**WHAT THE TASK ASKS:** Reproduce each line that includes the word "screenshot".

- - - - - - -

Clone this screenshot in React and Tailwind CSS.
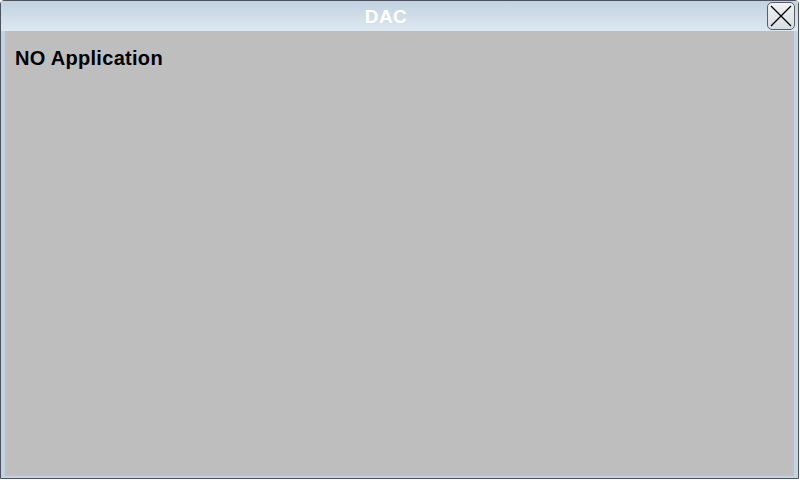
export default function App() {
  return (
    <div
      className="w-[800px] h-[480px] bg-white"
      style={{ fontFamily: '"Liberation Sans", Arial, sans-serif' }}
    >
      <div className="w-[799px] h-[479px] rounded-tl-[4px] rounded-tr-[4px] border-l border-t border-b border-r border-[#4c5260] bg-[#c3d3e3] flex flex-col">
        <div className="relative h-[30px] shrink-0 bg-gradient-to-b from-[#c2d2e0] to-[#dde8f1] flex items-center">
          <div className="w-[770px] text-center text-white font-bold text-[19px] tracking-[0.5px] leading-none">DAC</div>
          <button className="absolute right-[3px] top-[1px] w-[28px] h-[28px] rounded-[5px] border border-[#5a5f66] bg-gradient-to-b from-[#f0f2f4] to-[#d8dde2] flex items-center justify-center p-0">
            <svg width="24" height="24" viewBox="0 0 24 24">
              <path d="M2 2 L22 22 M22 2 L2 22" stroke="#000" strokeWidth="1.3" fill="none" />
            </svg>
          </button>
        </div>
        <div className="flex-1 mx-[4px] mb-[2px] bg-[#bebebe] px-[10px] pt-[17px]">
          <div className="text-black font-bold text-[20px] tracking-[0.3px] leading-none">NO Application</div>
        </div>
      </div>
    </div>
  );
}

- - - - - - -

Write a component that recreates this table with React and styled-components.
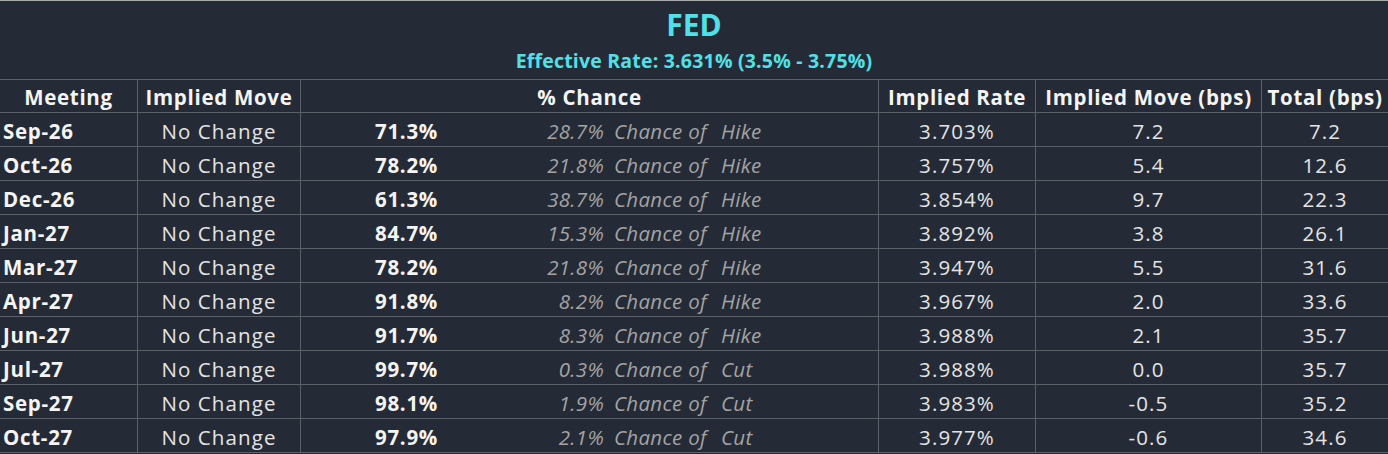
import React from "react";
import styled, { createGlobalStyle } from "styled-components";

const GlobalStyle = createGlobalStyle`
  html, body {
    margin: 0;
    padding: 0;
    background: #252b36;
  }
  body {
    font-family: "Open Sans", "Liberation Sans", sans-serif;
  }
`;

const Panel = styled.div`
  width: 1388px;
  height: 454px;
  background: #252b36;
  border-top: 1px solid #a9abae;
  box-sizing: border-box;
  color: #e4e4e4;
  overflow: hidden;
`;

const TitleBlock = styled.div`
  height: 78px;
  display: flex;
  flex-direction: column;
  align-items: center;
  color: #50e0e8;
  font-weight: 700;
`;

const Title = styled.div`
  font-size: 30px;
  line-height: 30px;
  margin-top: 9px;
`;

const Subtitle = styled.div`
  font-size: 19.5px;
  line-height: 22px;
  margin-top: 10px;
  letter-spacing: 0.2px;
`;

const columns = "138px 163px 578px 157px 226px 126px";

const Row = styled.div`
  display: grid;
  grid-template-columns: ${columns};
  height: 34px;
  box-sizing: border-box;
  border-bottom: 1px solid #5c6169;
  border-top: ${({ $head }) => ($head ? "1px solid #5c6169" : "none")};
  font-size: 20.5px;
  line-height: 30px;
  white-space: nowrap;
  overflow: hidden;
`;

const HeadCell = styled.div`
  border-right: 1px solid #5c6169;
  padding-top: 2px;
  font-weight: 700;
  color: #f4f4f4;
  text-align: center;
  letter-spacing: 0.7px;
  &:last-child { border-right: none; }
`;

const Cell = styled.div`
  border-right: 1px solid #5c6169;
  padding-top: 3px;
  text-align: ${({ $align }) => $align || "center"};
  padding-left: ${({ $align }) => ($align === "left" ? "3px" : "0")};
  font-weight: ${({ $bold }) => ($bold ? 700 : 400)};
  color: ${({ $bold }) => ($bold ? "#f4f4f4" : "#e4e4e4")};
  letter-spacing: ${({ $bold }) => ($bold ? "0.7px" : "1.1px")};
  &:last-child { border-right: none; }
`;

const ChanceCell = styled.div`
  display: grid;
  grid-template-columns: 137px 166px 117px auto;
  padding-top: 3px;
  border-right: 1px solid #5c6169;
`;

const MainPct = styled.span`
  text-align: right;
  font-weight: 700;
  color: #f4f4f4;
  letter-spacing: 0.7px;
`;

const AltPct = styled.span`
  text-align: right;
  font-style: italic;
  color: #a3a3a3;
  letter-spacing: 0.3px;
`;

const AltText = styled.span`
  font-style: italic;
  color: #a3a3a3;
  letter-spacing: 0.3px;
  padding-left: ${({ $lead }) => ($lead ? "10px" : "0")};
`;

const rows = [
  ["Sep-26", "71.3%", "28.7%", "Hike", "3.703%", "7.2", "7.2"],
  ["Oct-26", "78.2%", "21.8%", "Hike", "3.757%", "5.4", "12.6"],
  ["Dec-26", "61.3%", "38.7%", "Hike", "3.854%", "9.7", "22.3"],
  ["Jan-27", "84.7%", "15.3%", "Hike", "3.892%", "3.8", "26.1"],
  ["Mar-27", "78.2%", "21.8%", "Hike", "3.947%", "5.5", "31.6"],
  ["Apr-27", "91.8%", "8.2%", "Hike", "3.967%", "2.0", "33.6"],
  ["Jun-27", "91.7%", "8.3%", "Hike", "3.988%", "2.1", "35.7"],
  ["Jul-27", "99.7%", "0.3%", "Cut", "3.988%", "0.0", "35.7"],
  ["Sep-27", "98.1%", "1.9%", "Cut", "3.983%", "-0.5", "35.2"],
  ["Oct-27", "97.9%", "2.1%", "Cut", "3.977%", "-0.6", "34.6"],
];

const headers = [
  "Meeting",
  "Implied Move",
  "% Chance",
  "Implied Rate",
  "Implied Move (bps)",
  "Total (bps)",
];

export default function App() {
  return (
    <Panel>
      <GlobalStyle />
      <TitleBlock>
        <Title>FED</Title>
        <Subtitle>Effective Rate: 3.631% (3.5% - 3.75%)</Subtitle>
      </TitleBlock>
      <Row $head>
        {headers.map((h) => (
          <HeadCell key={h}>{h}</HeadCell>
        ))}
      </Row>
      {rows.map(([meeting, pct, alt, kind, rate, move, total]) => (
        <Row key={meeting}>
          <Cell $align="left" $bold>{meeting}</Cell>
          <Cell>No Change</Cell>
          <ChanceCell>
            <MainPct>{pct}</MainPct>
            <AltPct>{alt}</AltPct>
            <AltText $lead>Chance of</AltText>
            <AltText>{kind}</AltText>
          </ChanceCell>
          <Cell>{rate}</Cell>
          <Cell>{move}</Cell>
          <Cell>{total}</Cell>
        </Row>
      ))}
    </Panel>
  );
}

- - - - - - -

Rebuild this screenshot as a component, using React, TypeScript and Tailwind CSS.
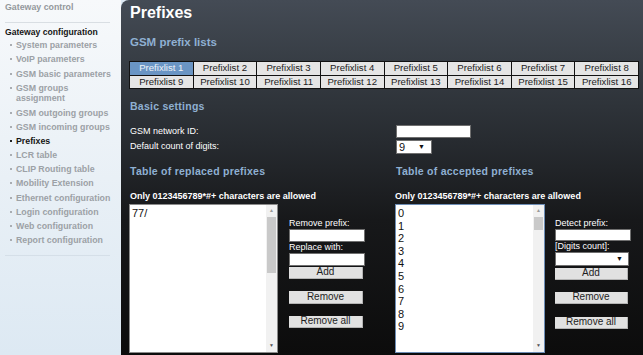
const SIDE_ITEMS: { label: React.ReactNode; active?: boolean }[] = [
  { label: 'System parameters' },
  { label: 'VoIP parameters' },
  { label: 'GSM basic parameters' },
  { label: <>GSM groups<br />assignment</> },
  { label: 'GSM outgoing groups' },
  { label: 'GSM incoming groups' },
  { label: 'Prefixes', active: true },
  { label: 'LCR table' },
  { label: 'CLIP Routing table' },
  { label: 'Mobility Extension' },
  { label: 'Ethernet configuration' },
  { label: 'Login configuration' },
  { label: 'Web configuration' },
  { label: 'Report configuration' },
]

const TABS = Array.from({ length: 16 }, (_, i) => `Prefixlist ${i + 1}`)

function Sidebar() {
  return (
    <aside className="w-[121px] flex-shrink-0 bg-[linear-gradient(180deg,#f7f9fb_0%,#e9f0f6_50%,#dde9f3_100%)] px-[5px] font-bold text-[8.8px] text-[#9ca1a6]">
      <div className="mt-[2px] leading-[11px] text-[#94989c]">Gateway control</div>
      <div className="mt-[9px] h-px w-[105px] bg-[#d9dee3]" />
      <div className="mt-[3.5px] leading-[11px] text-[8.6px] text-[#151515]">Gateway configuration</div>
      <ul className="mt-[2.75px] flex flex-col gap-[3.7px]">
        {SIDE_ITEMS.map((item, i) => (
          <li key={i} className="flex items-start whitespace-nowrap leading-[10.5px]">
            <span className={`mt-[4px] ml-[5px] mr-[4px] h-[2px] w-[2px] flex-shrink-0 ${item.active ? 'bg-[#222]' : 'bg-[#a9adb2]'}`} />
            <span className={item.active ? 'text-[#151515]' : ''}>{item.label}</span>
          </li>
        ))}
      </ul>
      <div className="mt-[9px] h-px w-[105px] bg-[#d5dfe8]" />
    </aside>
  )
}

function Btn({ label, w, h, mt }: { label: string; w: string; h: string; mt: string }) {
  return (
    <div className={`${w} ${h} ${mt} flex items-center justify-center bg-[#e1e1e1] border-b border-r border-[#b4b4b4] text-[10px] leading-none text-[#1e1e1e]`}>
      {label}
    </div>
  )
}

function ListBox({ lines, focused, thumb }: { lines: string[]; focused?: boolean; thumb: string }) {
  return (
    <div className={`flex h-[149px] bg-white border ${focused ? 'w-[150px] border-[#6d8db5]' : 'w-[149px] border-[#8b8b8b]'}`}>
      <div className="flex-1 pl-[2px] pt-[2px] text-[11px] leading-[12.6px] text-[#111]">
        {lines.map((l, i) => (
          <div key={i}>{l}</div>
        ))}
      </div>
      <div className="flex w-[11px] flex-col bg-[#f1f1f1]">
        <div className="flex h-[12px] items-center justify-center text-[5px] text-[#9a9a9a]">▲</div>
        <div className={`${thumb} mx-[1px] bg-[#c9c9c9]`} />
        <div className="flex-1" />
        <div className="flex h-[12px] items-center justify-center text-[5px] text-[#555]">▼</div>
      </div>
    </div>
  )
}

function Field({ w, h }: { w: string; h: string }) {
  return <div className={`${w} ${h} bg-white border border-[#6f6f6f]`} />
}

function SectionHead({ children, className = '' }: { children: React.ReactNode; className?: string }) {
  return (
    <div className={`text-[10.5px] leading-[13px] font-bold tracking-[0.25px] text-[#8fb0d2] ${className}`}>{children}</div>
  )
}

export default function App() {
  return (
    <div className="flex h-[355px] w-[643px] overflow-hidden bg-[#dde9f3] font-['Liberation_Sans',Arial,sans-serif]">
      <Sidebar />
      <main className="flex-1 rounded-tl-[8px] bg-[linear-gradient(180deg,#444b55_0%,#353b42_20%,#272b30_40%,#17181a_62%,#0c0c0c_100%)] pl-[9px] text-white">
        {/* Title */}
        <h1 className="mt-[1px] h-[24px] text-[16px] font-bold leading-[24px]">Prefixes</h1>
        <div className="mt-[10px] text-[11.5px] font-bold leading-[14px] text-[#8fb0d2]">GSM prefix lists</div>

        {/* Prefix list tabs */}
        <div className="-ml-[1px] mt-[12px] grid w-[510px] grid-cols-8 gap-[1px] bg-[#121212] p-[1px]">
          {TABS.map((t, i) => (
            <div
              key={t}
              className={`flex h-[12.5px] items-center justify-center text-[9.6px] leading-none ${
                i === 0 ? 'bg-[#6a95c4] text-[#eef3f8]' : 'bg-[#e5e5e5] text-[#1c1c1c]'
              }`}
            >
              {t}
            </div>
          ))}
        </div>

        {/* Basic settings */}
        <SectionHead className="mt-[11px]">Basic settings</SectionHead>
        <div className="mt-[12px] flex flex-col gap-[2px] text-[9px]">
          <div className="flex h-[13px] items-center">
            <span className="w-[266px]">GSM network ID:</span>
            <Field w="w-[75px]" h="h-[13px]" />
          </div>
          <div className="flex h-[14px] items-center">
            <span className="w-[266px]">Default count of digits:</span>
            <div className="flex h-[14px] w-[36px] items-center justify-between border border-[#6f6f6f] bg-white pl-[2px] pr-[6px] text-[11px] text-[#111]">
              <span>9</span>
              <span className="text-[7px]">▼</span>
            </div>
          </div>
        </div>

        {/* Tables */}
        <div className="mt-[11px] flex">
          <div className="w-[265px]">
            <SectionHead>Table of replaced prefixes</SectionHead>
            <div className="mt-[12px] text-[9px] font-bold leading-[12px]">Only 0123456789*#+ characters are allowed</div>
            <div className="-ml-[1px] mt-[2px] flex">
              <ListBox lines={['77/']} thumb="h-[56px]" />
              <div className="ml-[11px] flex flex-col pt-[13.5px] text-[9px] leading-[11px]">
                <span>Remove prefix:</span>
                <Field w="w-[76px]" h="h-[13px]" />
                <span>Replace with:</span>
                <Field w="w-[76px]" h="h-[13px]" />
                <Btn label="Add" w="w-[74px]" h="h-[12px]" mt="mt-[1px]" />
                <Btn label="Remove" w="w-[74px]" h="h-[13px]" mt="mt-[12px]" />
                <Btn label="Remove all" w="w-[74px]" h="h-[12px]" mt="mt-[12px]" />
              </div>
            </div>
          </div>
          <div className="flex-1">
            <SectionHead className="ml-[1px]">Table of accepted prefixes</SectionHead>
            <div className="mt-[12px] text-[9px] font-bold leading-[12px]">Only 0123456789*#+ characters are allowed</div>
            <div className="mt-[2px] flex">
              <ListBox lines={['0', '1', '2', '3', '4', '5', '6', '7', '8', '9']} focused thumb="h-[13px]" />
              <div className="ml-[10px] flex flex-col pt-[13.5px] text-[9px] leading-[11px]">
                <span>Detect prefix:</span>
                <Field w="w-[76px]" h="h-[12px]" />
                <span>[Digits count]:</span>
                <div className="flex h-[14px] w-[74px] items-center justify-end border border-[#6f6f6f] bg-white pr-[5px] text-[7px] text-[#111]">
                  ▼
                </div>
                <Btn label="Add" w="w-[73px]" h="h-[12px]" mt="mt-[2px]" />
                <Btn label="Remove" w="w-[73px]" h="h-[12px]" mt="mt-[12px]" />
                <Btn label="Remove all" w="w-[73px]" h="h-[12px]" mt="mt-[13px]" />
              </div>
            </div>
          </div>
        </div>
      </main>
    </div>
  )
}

- - - - - - -

**ANSWER TO THE EXERCISE:**
Clone this screenshot in React and Tailwind CSS.
Rebuild this screenshot as a component, using React, TypeScript and Tailwind CSS.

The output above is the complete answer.